» **Do this**: Spot each line that carries the word "styles"; copy those lines.

» **Records provided**:
++++++
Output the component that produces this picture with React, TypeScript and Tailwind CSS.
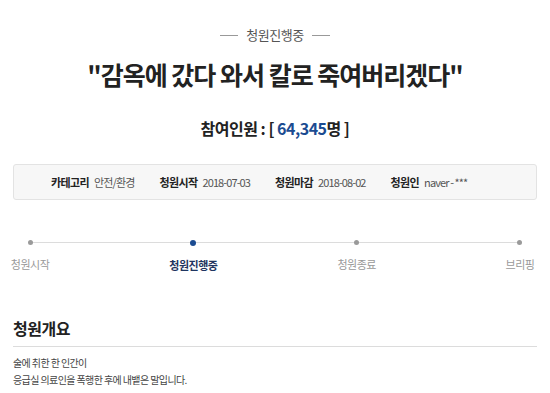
++++++
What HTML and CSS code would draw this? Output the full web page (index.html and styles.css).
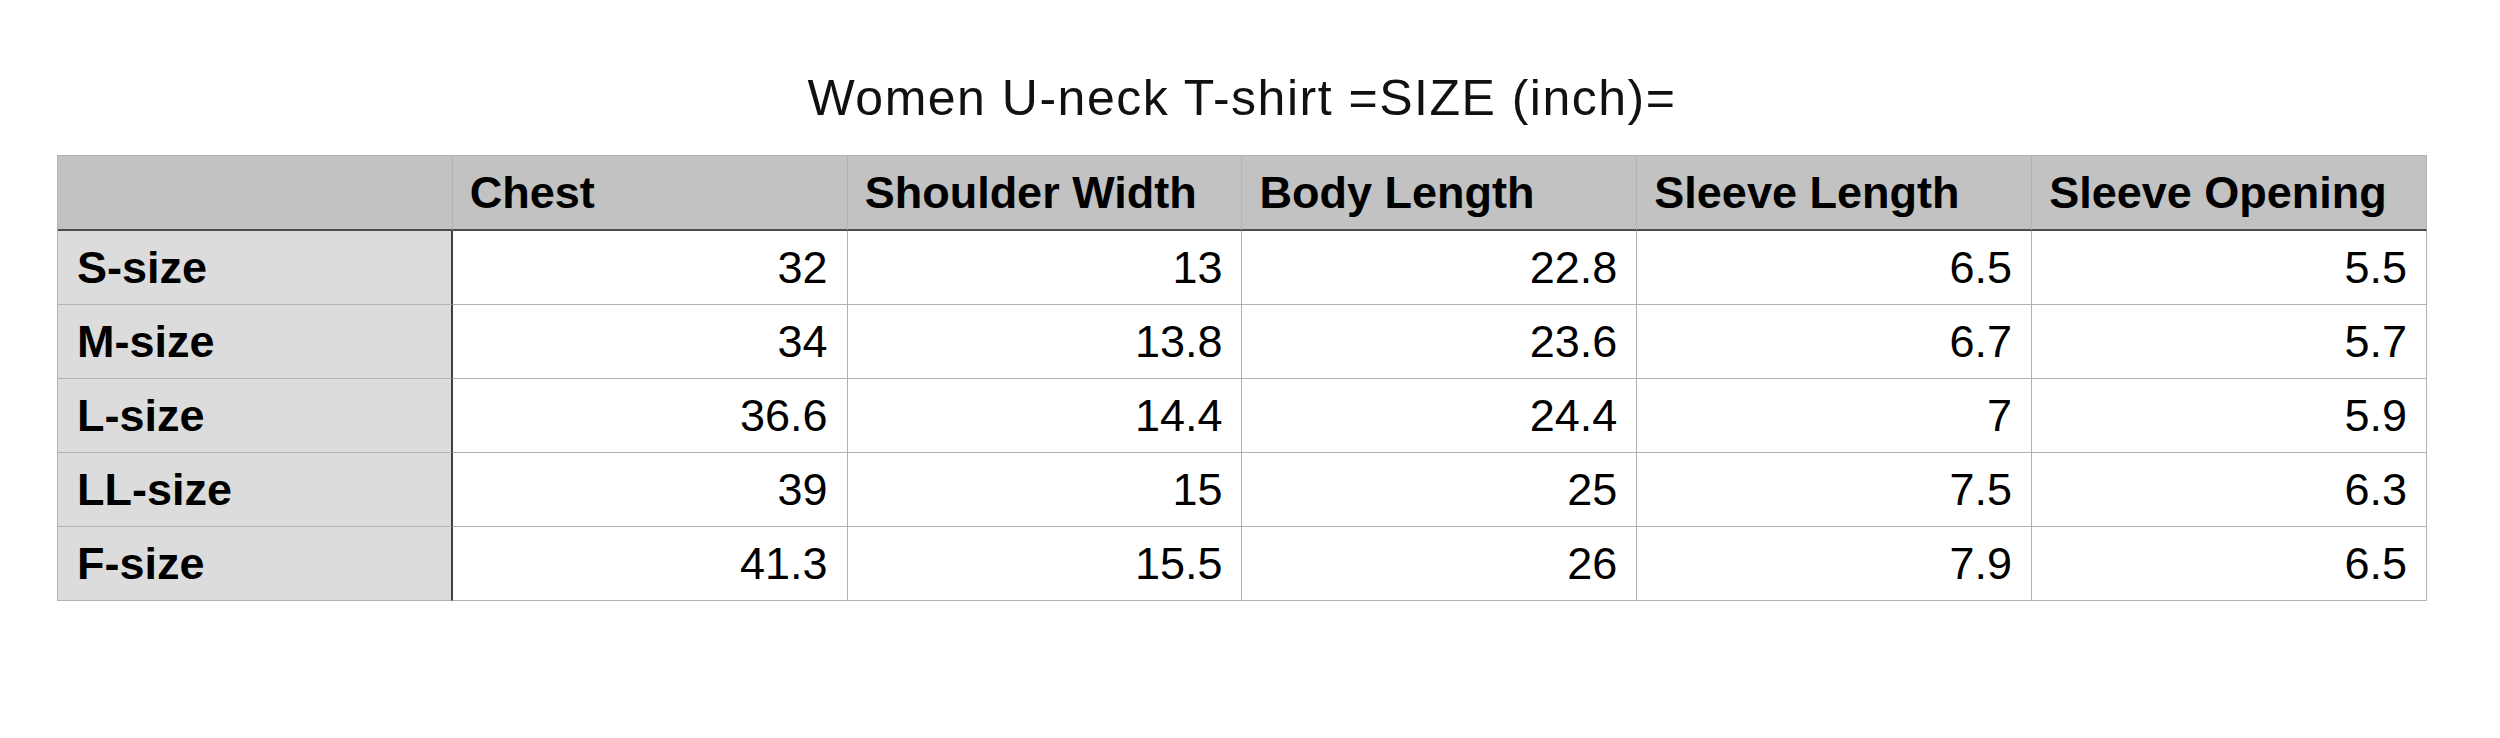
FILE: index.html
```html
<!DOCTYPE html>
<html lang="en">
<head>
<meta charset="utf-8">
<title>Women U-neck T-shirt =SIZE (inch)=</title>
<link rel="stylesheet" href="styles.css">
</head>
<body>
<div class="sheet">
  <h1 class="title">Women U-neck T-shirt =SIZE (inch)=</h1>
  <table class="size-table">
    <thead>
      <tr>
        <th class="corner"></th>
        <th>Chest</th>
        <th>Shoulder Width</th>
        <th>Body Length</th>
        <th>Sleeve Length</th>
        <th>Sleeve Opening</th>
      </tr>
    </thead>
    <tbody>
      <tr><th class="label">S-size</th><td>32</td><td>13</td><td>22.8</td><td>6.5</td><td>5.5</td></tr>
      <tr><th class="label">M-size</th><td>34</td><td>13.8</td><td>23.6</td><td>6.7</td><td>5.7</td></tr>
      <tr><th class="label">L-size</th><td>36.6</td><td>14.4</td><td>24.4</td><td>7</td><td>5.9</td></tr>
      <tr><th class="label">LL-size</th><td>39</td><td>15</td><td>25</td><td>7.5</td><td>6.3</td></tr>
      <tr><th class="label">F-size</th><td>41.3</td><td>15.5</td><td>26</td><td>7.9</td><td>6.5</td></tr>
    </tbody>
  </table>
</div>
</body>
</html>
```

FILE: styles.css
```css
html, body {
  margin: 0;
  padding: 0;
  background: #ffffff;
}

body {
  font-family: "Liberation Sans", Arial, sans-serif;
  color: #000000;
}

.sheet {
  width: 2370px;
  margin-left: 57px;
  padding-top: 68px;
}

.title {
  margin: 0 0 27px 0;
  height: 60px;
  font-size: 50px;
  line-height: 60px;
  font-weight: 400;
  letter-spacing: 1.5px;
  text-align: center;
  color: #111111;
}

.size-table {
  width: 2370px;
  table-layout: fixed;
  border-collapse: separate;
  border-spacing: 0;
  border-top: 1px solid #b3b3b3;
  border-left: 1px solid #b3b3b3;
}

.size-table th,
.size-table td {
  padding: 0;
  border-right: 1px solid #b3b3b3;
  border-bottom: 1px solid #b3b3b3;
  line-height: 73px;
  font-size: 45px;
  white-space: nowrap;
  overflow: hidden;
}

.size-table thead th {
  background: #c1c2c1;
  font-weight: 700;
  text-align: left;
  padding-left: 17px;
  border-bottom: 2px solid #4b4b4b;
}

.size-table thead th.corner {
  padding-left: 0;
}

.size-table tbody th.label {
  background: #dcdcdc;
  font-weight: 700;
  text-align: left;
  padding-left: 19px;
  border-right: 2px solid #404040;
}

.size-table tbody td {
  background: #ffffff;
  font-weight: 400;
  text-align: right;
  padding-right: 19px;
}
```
++++++
» **Finished task**:
What HTML and CSS code would draw this? Output the full web page (index.html and styles.css).
<link rel="stylesheet" href="styles.css">
FILE: styles.css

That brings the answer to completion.